> _SOURCE MATERIAL_:
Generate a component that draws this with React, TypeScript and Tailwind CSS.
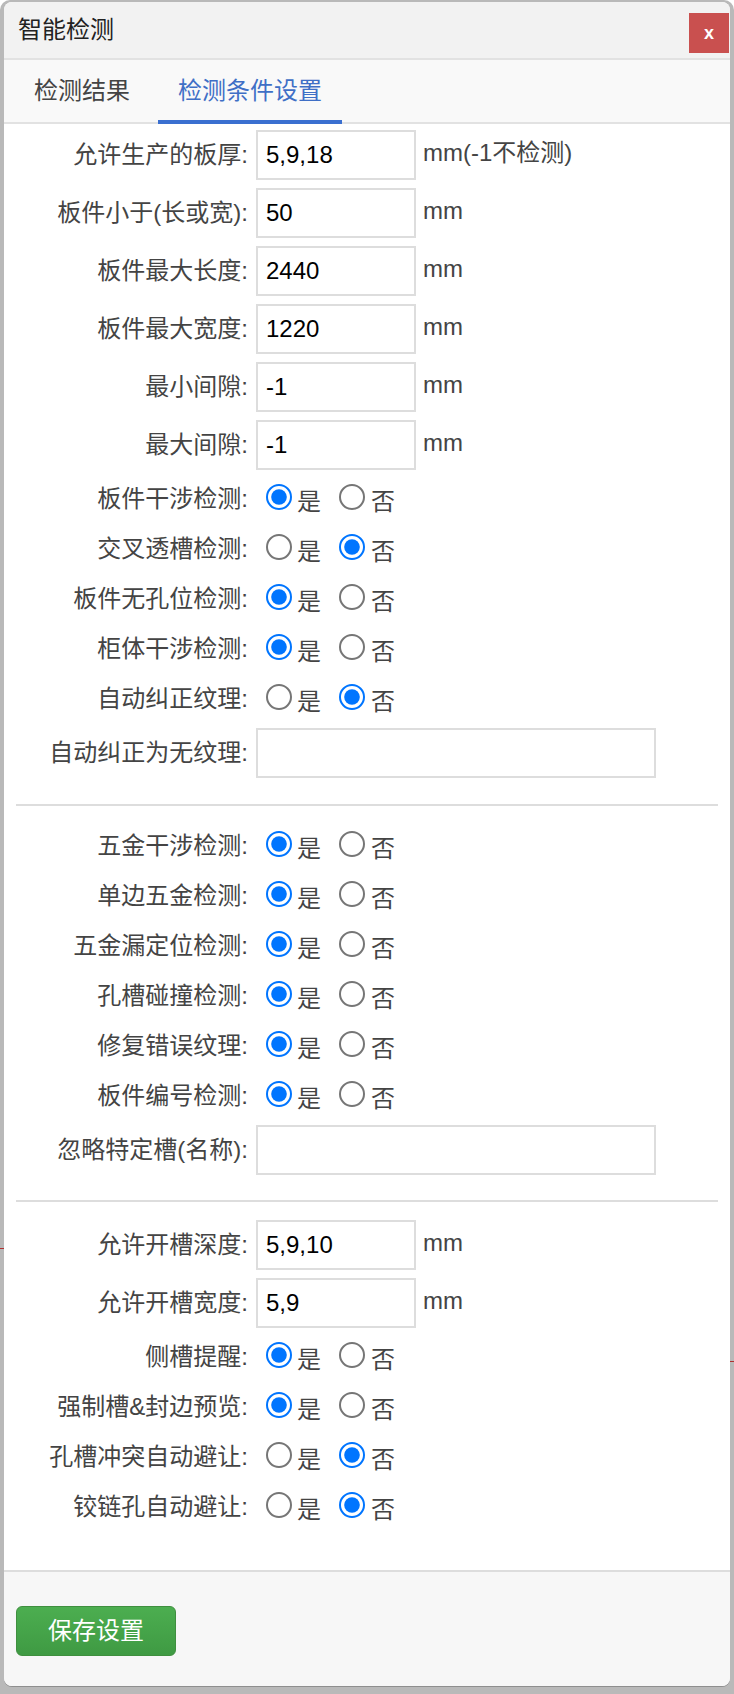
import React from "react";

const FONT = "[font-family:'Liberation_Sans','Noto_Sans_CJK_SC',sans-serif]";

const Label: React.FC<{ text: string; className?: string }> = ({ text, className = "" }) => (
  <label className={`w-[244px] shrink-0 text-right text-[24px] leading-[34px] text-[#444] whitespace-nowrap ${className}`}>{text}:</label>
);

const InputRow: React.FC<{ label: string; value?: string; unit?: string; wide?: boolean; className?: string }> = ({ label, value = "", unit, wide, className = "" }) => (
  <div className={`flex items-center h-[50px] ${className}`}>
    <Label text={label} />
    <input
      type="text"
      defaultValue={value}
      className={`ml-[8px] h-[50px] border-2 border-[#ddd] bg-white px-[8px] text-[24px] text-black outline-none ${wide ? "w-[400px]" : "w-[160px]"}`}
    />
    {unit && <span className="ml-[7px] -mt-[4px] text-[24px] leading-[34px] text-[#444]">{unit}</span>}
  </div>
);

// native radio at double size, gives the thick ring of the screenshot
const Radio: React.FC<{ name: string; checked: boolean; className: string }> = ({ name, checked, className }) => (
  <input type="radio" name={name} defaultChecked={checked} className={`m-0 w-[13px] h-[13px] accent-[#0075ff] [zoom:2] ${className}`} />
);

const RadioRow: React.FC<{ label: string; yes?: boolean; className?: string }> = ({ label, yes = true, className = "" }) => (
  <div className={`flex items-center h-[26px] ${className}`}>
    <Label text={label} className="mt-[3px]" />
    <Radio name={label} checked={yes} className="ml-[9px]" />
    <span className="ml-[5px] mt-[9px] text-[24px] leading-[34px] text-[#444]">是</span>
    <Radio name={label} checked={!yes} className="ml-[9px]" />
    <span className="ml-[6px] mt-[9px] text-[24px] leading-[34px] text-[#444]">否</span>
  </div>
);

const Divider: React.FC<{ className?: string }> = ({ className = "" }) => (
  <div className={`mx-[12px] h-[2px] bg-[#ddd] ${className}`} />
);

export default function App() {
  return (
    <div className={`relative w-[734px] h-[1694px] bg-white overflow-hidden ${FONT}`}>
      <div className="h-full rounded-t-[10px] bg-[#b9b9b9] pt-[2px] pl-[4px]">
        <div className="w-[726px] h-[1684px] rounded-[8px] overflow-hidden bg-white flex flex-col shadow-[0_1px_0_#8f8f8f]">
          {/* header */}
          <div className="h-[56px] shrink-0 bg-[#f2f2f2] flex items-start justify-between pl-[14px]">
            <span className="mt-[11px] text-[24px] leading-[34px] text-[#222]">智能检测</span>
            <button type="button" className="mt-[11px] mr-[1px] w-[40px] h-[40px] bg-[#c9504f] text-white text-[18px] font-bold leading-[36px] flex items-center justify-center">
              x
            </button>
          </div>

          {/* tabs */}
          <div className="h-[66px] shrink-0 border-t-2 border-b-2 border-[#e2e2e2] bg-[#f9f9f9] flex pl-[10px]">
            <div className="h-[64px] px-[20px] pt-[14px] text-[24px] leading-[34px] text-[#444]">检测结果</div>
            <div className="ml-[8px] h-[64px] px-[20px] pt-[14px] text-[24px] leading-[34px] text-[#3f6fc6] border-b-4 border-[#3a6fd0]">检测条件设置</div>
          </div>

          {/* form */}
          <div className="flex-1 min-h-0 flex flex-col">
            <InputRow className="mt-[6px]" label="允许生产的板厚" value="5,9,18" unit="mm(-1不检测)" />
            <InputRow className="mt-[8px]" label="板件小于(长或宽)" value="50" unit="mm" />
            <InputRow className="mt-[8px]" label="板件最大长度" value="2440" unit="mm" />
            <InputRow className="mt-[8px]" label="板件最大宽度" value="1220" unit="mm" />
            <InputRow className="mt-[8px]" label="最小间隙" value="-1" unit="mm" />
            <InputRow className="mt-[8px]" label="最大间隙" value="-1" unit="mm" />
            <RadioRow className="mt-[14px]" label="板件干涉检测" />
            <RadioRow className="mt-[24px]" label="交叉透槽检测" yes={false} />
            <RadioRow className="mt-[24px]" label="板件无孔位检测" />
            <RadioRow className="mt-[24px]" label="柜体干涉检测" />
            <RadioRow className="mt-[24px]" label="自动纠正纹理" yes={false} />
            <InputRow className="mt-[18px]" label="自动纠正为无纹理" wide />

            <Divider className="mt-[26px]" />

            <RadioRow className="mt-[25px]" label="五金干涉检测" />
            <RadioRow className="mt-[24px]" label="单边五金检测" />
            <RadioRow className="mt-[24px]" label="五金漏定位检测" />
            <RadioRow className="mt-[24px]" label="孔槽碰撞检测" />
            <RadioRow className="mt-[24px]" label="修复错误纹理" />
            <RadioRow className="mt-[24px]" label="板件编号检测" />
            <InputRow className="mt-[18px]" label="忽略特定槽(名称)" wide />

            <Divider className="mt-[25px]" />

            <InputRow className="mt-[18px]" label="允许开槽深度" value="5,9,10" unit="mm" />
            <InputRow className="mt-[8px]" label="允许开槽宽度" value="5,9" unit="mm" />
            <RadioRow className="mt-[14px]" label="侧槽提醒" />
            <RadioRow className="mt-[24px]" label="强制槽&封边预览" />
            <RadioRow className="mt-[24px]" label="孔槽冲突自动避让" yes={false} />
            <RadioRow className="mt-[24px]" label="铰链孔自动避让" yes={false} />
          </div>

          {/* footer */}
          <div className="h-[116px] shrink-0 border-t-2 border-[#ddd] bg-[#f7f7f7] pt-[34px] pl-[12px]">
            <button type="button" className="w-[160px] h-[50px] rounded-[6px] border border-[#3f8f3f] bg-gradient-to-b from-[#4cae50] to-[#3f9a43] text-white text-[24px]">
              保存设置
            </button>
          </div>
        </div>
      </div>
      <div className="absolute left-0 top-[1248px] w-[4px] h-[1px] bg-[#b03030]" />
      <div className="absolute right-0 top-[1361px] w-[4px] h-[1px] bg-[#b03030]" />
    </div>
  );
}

> _WRITTEN INSTRUCTION_: Copy each line above precisely, dropping the pictures.

> _COMPLETE OUTPUT_:
Generate a component that draws this with React, TypeScript and Tailwind CSS.
import React from "react";

const FONT = "[font-family:'Liberation_Sans','Noto_Sans_CJK_SC',sans-serif]";

const Label: React.FC<{ text: string; className?: string }> = ({ text, className = "" }) => (
  <label className={`w-[244px] shrink-0 text-right text-[24px] leading-[34px] text-[#444] whitespace-nowrap ${className}`}>{text}:</label>
);

const InputRow: React.FC<{ label: string; value?: string; unit?: string; wide?: boolean; className?: string }> = ({ label, value = "", unit, wide, className = "" }) => (
  <div className={`flex items-center h-[50px] ${className}`}>
    <Label text={label} />
    <input
      type="text"
      defaultValue={value}
      className={`ml-[8px] h-[50px] border-2 border-[#ddd] bg-white px-[8px] text-[24px] text-black outline-none ${wide ? "w-[400px]" : "w-[160px]"}`}
    />
    {unit && <span className="ml-[7px] -mt-[4px] text-[24px] leading-[34px] text-[#444]">{unit}</span>}
  </div>
);

// native radio at double size, gives the thick ring of the screenshot
const Radio: React.FC<{ name: string; checked: boolean; className: string }> = ({ name, checked, className }) => (
  <input type="radio" name={name} defaultChecked={checked} className={`m-0 w-[13px] h-[13px] accent-[#0075ff] [zoom:2] ${className}`} />
);

const RadioRow: React.FC<{ label: string; yes?: boolean; className?: string }> = ({ label, yes = true, className = "" }) => (
  <div className={`flex items-center h-[26px] ${className}`}>
    <Label text={label} className="mt-[3px]" />
    <Radio name={label} checked={yes} className="ml-[9px]" />
    <span className="ml-[5px] mt-[9px] text-[24px] leading-[34px] text-[#444]">是</span>
    <Radio name={label} checked={!yes} className="ml-[9px]" />
    <span className="ml-[6px] mt-[9px] text-[24px] leading-[34px] text-[#444]">否</span>
  </div>
);

const Divider: React.FC<{ className?: string }> = ({ className = "" }) => (
  <div className={`mx-[12px] h-[2px] bg-[#ddd] ${className}`} />
);

export default function App() {
  return (
    <div className={`relative w-[734px] h-[1694px] bg-white overflow-hidden ${FONT}`}>
      <div className="h-full rounded-t-[10px] bg-[#b9b9b9] pt-[2px] pl-[4px]">
        <div className="w-[726px] h-[1684px] rounded-[8px] overflow-hidden bg-white flex flex-col shadow-[0_1px_0_#8f8f8f]">
          {/* header */}
          <div className="h-[56px] shrink-0 bg-[#f2f2f2] flex items-start justify-between pl-[14px]">
            <span className="mt-[11px] text-[24px] leading-[34px] text-[#222]">智能检测</span>
            <button type="button" className="mt-[11px] mr-[1px] w-[40px] h-[40px] bg-[#c9504f] text-white text-[18px] font-bold leading-[36px] flex items-center justify-center">
              x
            </button>
          </div>

          {/* tabs */}
          <div className="h-[66px] shrink-0 border-t-2 border-b-2 border-[#e2e2e2] bg-[#f9f9f9] flex pl-[10px]">
            <div className="h-[64px] px-[20px] pt-[14px] text-[24px] leading-[34px] text-[#444]">检测结果</div>
            <div className="ml-[8px] h-[64px] px-[20px] pt-[14px] text-[24px] leading-[34px] text-[#3f6fc6] border-b-4 border-[#3a6fd0]">检测条件设置</div>
          </div>

          {/* form */}
          <div className="flex-1 min-h-0 flex flex-col">
            <InputRow className="mt-[6px]" label="允许生产的板厚" value="5,9,18" unit="mm(-1不检测)" />
            <InputRow className="mt-[8px]" label="板件小于(长或宽)" value="50" unit="mm" />
            <InputRow className="mt-[8px]" label="板件最大长度" value="2440" unit="mm" />
            <InputRow className="mt-[8px]" label="板件最大宽度" value="1220" unit="mm" />
            <InputRow className="mt-[8px]" label="最小间隙" value="-1" unit="mm" />
            <InputRow className="mt-[8px]" label="最大间隙" value="-1" unit="mm" />
            <RadioRow className="mt-[14px]" label="板件干涉检测" />
            <RadioRow className="mt-[24px]" label="交叉透槽检测" yes={false} />
            <RadioRow className="mt-[24px]" label="板件无孔位检测" />
            <RadioRow className="mt-[24px]" label="柜体干涉检测" />
            <RadioRow className="mt-[24px]" label="自动纠正纹理" yes={false} />
            <InputRow className="mt-[18px]" label="自动纠正为无纹理" wide />

            <Divider className="mt-[26px]" />

            <RadioRow className="mt-[25px]" label="五金干涉检测" />
            <RadioRow className="mt-[24px]" label="单边五金检测" />
            <RadioRow className="mt-[24px]" label="五金漏定位检测" />
            <RadioRow className="mt-[24px]" label="孔槽碰撞检测" />
            <RadioRow className="mt-[24px]" label="修复错误纹理" />
            <RadioRow className="mt-[24px]" label="板件编号检测" />
            <InputRow className="mt-[18px]" label="忽略特定槽(名称)" wide />

            <Divider className="mt-[25px]" />

            <InputRow className="mt-[18px]" label="允许开槽深度" value="5,9,10" unit="mm" />
            <InputRow className="mt-[8px]" label="允许开槽宽度" value="5,9" unit="mm" />
            <RadioRow className="mt-[14px]" label="侧槽提醒" />
            <RadioRow className="mt-[24px]" label="强制槽&封边预览" />
            <RadioRow className="mt-[24px]" label="孔槽冲突自动避让" yes={false} />
            <RadioRow className="mt-[24px]" label="铰链孔自动避让" yes={false} />
          </div>

          {/* footer */}
          <div className="h-[116px] shrink-0 border-t-2 border-[#ddd] bg-[#f7f7f7] pt-[34px] pl-[12px]">
            <button type="button" className="w-[160px] h-[50px] rounded-[6px] border border-[#3f8f3f] bg-gradient-to-b from-[#4cae50] to-[#3f9a43] text-white text-[24px]">
              保存设置
            </button>
          </div>
        </div>
      </div>
      <div className="absolute left-0 top-[1248px] w-[4px] h-[1px] bg-[#b03030]" />
      <div className="absolute right-0 top-[1361px] w-[4px] h-[1px] bg-[#b03030]" />
    </div>
  );
}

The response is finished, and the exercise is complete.